Extract, from the listing that follows, each line containing the word "index".

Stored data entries

++++++++++++++++++++

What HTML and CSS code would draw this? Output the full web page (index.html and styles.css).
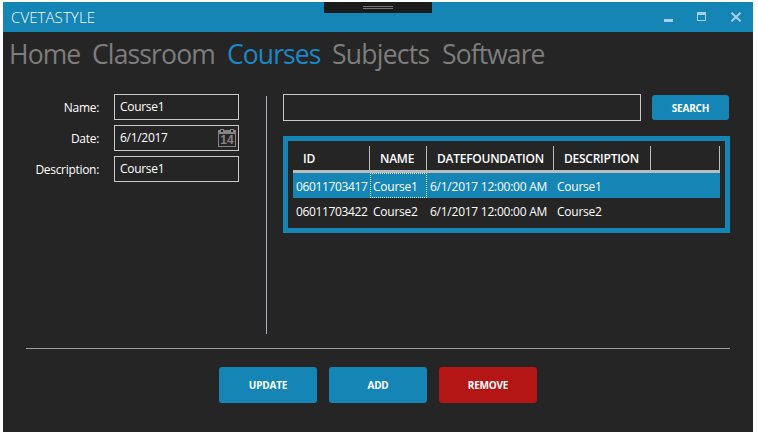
FILE: index.html
```html
<!DOCTYPE html>
<html lang="en">
<head>
<meta charset="utf-8">
<title>CVETASTYLE</title>
<link rel="stylesheet" href="styles.css">
</head>
<body>
<div class="window">
  <header class="titlebar">
    <span class="title">CVETASTYLE</span>
    <div class="grip"><i></i><i></i></div>
    <svg class="controls" width="78" height="10" viewBox="0 0 78 10">
      <path fill="#a5d0e5" d="M0 7h9v3H0z"/>
      <path fill="#a5d0e5" fill-rule="evenodd" d="M33 0h9v9h-9zM34 3v5h7V3z"/>
      <path stroke="#a5d0e5" stroke-width="2" fill="none" d="M67.5 .7l9 8.6M76.500 .7l-9 8.600"/>
    </svg>
  </header>
  <nav class="nav">
    <a class="home">Home</a><a class="classroom">Classroom</a><a class="courses active">Courses</a><a class="subjects">Subjects</a><a class="software">Software</a>
  </nav>
  <main class="main">
    <form class="form">
      <label>Name:</label><div class="input">Course1</div>
      <label>Date:</label><div class="input date"><span>6/1/2017</span>
        <svg width="18" height="18" viewBox="0 0 18 18">
          <path fill="#858585" fill-rule="evenodd" d="M0 1h2V0h4v1h6V0h4v1h2v17H0zM1 5v12h16V5zM3 1v2h2V1zM13 1v2h2V1z"/>
          <text x="9" y="15" text-anchor="middle" class="day">14</text>
        </svg>
      </div>
      <label>Description:</label><div class="input">Course1</div>
    </form>
    <div class="vline"></div>
    <section class="results">
      <div class="search"><div class="query"></div><div class="button">SEARCH</div></div>
      <div class="grid">
        <div class="row head"><span>ID</span><span>NAME</span><span>DATEFOUNDATION</span><span>DESCRIPTION</span><span></span></div>
        <div class="row selected"><span class="id">06011703417</span><span class="focus">Course1</span><span>6/1/2017 12:00:00 AM</span><span>Course1</span><span></span></div>
        <div class="row"><span class="id">06011703422</span><span>Course2</span><span>6/1/2017 12:00:00 AM</span><span>Course2</span><span></span></div>
      </div>
    </section>
  </main>
  <footer class="actions">
    <div class="button">UPDATE</div><div class="button">ADD</div><div class="button danger">REMOVE</div>
  </footer>
</div>
</body>
</html>
```
FILE: styles.css
```css
* { box-sizing: border-box; }
body { margin: 0; background: #fff; padding: 2px 0 0 3px; font: 12px/16px "Open Sans", "Noto Sans", sans-serif; color: #fff; }
.window { width: 750px; height: 430px; background: #252525; overflow: hidden; }
.titlebar { position: relative; height: 30px; background: #1585b5; display: flex; justify-content: space-between; padding: 0 11px 0 8px; }
.title { font-size: 15px; line-height: 31px; font-weight: 300; letter-spacing: 0.1px; }
.controls { margin-top: 10px; display: block; }
.grip { position: absolute; left: 321px; top: 0; width: 108px; height: 11px; background: #1b1b1b; padding: 4px 39px 0; }
.grip i { display: block; height: 1px; background: #77777a; margin-bottom: 1px; }
.nav { height: 62px; padding: 3px 0 0 4px; display: flex; font-size: 26.5px; line-height: 38px; color: #7d7d7d; white-space: nowrap; }
.nav a { flex: none; padding-left: 2px; }
.nav .active { color: #1b87c6; }
.home { width: 83px; letter-spacing: -0.9px; }
.classroom { width: 135px; letter-spacing: -0.85px; }
.courses { width: 105px; letter-spacing: -0.9px; }
.subjects { width: 110px; letter-spacing: -0.75px; }
.software { letter-spacing: -0.9px; }
.main { height: 255px; margin: 0 23px; display: flex; border-bottom: 1px solid #9b9f9e; }
.form { width: 213px; display: grid; grid-template-columns: 73px 125px; column-gap: 15px; row-gap: 5px; grid-auto-rows: 26px; align-content: start; letter-spacing: -0.3px; }
label { line-height: 28px; text-align: right; white-space: nowrap; }
.input { border: 1px solid #c9c9c9; line-height: 24px; padding-left: 5px; }
.date { display: flex; justify-content: space-between; padding: 0 2px 0 5px; }
.date svg { margin-top: 3px; }
.day { font: 700 12px "Liberation Sans", sans-serif; letter-spacing: 0; fill: #858585; }
.vline { width: 1px; height: 238px; margin: 2px 16px 0 27px; background: #a9b1bb; }
.results { width: 447px; }
.search { display: flex; gap: 11px; }
.query { width: 358px; height: 27px; border: 1px solid #c9c9c9; }
.button { background: #1585b5; border-radius: 3px; font-size: 10px; font-weight: 700; text-align: center; letter-spacing: -0.2px; }
.search .button { width: 77px; height: 25px; line-height: 27px; margin-top: 1px; }
.grid { margin-top: 15px; height: 97px; border: 5px solid #1585b5; padding: 5px; white-space: nowrap; }
.row { display: grid; grid-template-columns: 77px 57px 127px 97px 69px; height: 25px; line-height: 28px; letter-spacing: -0.25px; }
.row span { padding-left: 3px; }
.row .id { letter-spacing: -0.35px; }
.head { height: 27px; line-height: 25px; border-bottom: 3px solid #bcbcbc; font-weight: 600; }
.head span { padding-left: 10px; border-right: 1px solid #bcbcbc; }
.selected { background: #1585b5; }
.row .focus { height: 25px; border: 1px dotted #d7eaf2; line-height: 26px; padding-left: 2px; }
.actions { display: flex; justify-content: center; gap: 12px; padding-top: 18px; }
.actions .button { width: 98px; height: 36px; line-height: 37px; }
.actions .danger { background: #b41515; }
```
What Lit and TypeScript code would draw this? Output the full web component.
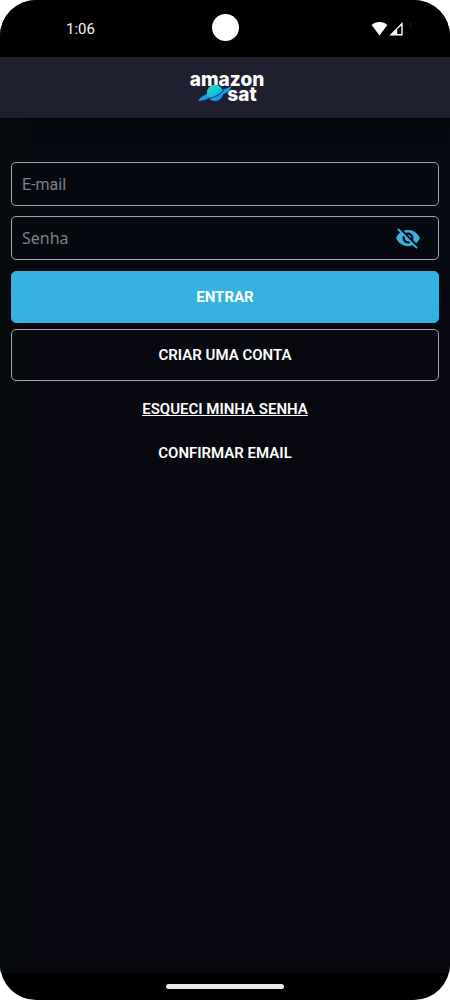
import { LitElement, html, css } from "lit";
import { customElement, state } from "lit/decorators.js";

@customElement("status-bar")
class StatusBar extends LitElement {
  static styles = css`
    :host {
      display: grid;
      grid-template-columns: 1fr auto 1fr;
      align-items: center;
      height: 57px;
      box-sizing: border-box;
      padding: 0 36px 0 66px;
      background: #000;
      color: #f4f4f4;
      font-size: 15px;
      position: relative;
    }
    .icons {
      grid-column: 3;
      justify-self: end;
      display: block;
    }
    .camera {
      position: absolute;
      left: 50%;
      top: 14px;
      width: 27px;
      height: 27px;
      margin-left: -13px;
      border-radius: 50%;
      background: #fff;
    }
  `;

  render() {
    return html`
      <span>1:06</span>
      <span class="camera"></span>
      <svg class="icons" width="43" height="16" viewBox="0 0 43 16" aria-hidden="true">
        <path fill="#fff" d="M0.6 4C4.6 -0.1 12.400 -0.1 16.400 4L8.500 14.400Z" />
        <path fill="#fff" fill-rule="evenodd" d="M18.300 14.500L31.700 1V14.500ZM26.200 8.300V13H30.300V4.400Z" />
        <path fill="#333" d="M39 2h1v1.500h-1zM39 5h1v1.500h-1z" />
      </svg>
    `;
  }
}

@customElement("brand-logo")
class BrandLogo extends LitElement {
  static styles = css`
    :host {
      display: block;
    }
    .logo {
      display: block;
    }
    .word {
      fill: #fff;
      font: 800 19px Inter, sans-serif;
    }
  `;

  render() {
    return html`
      <svg class="logo" width="84" height="42" viewBox="0 0 84 42" role="img" aria-label="amazon sat">
        <defs>
          <linearGradient id="planet" x1="0" y1="0" x2="0.7" y2="1">
            <stop offset="0.1" stop-color="#22e0a8" />
            <stop offset="0.5" stop-color="#14c4dc" />
            <stop offset="1" stop-color="#1688f0" />
          </linearGradient>
        </defs>
        <text class="word" x="44" y="19" text-anchor="middle">amazon</text>
        <path
          fill="#189ee8"
          d="M15 34C16.500 31 20 28.500 24 27L40 22.500C43 21.800 46 20.500 48.500 19.500C47 23.500 43 26.500 39 28L23 32.500C20.500 33 17.500 34 15 34Z"
        />
        <circle cx="32" cy="26" r="8.200" fill="url(#planet)" />
        <path fill="none" stroke="#1e1f2f" stroke-width="0.9" d="M24.500 31.500C31 31 38 27.500 41 22.500" />
        <text class="word" x="59" y="34" text-anchor="middle">sat</text>
      </svg>
    `;
  }
}

@customElement("login-form")
class LoginForm extends LitElement {
  @state() private revealed = false;

  static styles = css`
    :host {
      display: block;
    }
    .form {
      display: flex;
      flex-direction: column;
      padding: 44px 11px;
    }
    .field {
      display: flex;
      align-items: center;
      height: 44px;
      box-sizing: border-box;
      margin-bottom: 10px;
      border: 1px solid #a4a4a8;
      border-radius: 5px;
      background: #05090f;
    }
    .field + .field {
      margin-bottom: 11px;
    }
    .input {
      flex: 1;
      min-width: 0;
      height: 100%;
      box-sizing: border-box;
      padding: 0 10px;
      border: 0;
      outline: 0;
      background: none;
      color: #fff;
      font: 16px Roboto, sans-serif;
    }
    .password {
      font-family: "Noto Sans", sans-serif;
    }
    .input::placeholder {
      color: #7e8084;
      opacity: 1;
    }
    .eye {
      display: flex;
      padding: 0;
      margin-right: 17px;
      border: 0;
      background: none;
      color: #35b2e0;
      cursor: pointer;
    }
    .button {
      height: 52px;
      margin: 0 0 6px;
      padding: 0;
      border: 1px solid #a4a4a8;
      border-radius: 5px;
      background: none;
      color: #fff;
      font: 600 15px Roboto, sans-serif;
      cursor: pointer;
    }
    .primary {
      border-color: #35b2e0;
      background: #35b2e0;
      font-weight: 700;
    }
    .links {
      display: flex;
      flex-direction: column;
      align-items: center;
      gap: 20px;
      padding-top: 10px;
    }
    .link {
      color: #fff;
      font-size: 15px;
      font-weight: 600;
      line-height: 24px;
      text-decoration: none;
    }
    .underlined {
      text-decoration: underline;
      text-decoration-thickness: 1px;
      text-decoration-skip-ink: none;
    }
  `;

  render() {
    return html`
      <form class="form" @submit=${(e: Event) => e.preventDefault()}>
        <label class="field">
          <input class="input" id="email" type="email" placeholder="E-mail" aria-label="E-mail" />
        </label>
        <div class="field">
          <input
            class="input password"
            id="password"
            type=${this.revealed ? "text" : "password"}
            placeholder="Senha"
            aria-label="Senha"
          />
          <button
            class="eye"
            type="button"
            aria-label="Mostrar senha"
            aria-pressed=${this.revealed ? "true" : "false"}
            @click=${() => (this.revealed = !this.revealed)}
          >
            <svg width="26" height="26" viewBox="0 0 24 24" fill="currentColor" aria-hidden="true">
              <path
                d="M12 7c2.760 0 5 2.240 5 5 0 .65-.13 1.260-.36 1.830l2.920 2.920c1.510-1.260 2.700-2.890 3.430-4.750-1.730-4.390-6-7.500-11-7.500-1.400 0-2.740.25-3.980.7l2.160 2.160C10.740 7.130 11.350 7 12 7zM2 4.270l2.280 2.280.46.46C3.080 8.300 1.780 10.020 1 12c1.730 4.390 6 7.500 11 7.500 1.550 0 3.030-.3 4.380-.84l.42.42L19.730 22 21 20.730 3.270 3 2 4.270zM7.530 9.800l1.550 1.550c-.05.21-.08.43-.08.65 0 1.660 1.340 3 3 3 .22 0 .44-.03.65-.08l1.550 1.550c-.67.33-1.410.53-2.200.53-2.760 0-5-2.240-5-5 0-.79.2-1.530.53-2.200zm4.310-.78l3.150 3.150.02-.16c0-1.660-1.340-3-3-3l-.17.01z"
              />
            </svg>
          </button>
        </div>
        <button class="button primary" type="submit">ENTRAR</button>
        <button class="button" type="button">CRIAR UMA CONTA</button>
        <nav class="links">
          <a class="link underlined" href="#senha">ESQUECI MINHA SENHA</a>
          <a class="link" href="#confirmar">CONFIRMAR EMAIL</a>
        </nav>
      </form>
    `;
  }
}

@customElement("app-root")
class AppRoot extends LitElement {
  static styles = css`
    :host {
      display: block;
      background: #fff;
      font-family: Roboto, sans-serif;
    }
    .screen {
      display: flex;
      flex-direction: column;
      min-height: 100vh;
      overflow: hidden;
      border-radius: 36px;
      background: #000;
    }
    .header {
      display: flex;
      justify-content: center;
      align-items: center;
      height: 61px;
      background: #1e1f2f;
    }
    .main {
      flex: 1;
      background: linear-gradient(90deg, #050b0b, rgba(8, 8, 16, 0) 36px),
        linear-gradient(#05090f, #080810 260px);
    }
    .home {
      display: flex;
      justify-content: center;
      align-items: center;
      height: 27px;
    }
    .handle {
      width: 118px;
      height: 5px;
      border-radius: 3px;
      background: #e8e8e8;
    }
  `;

  render() {
    return html`
      <div class="screen">
        <status-bar></status-bar>
        <header class="header"><brand-logo></brand-logo></header>
        <main class="main"><login-form></login-form></main>
        <footer class="home"><span class="handle"></span></footer>
      </div>
    `;
  }
}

++++++++++++++++++++

* Written solution:
What HTML and CSS code would draw this? Output the full web page (index.html and styles.css).
FILE: index.html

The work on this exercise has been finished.